U.S. authorities in Iraq say the suicide bombing that killed the head of the Iraqi Governing Council bears the "classic hallmarks" of al-Qaida-linked Jordanian extremist Abu Musab al-Zarqawi.
However, General Mark Kimmitt says investigators are also probing an unknown group (The Arab Resistance Movement), which claimed responsibility for killing the Iraqi leader.
Izzidin Salim died earlier today (Monday) in a suicide car bomb attack in Baghdad. Six other civilians were also killed in the massive blast.
President Bush condemned the killing as a "brutal act of terrorism, but said it will not delay the planned June 30th transfer of sovereignty in Iraq.
A civil engineer and Sunni Muslim from the northern Iraqi city of Mosul, Ghazi Mashal Ajil al-Yawar, was quickly sworn in to replace Mr. Salim.
Meanwhile, U.S. military officials say a small amount of the deadly nerve agent Sarin was recently found in an artillery shell that exploded near Baghdad.
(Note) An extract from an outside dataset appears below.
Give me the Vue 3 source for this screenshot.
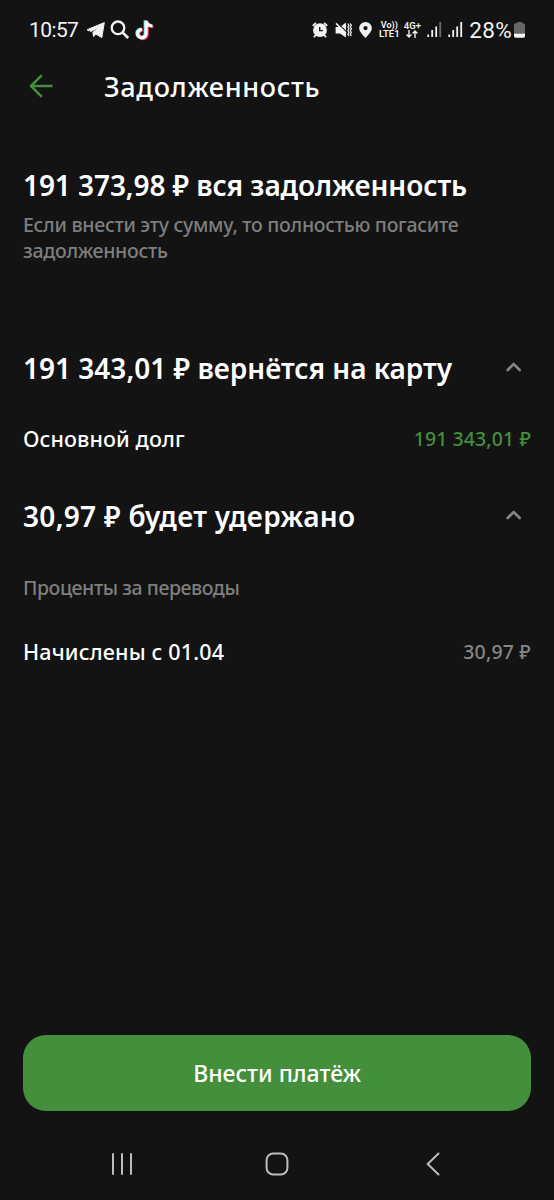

The shell went off before it could be defused, slightly injuring two U.S. soldiers who were treated for what officials called "minor exposure."
Defense Secretary Donald Rumsfeld said more testing will be done to confirm the agent is Sarin. If confirmed, it would be the first discovery of banned weapons in Iraq since the U.S.-led invasion last year.
Ousted President Saddam Hussein said his government destroyed all such chemical ordnance before the 1991 Gulf War.
Meanwhile, two Russian contract workers abducted last week south of Baghdad were freed unharmed in the capital. A third Russian was killed in the May 10th kidnappings.
Information for this report is provided by AFP and Reuters.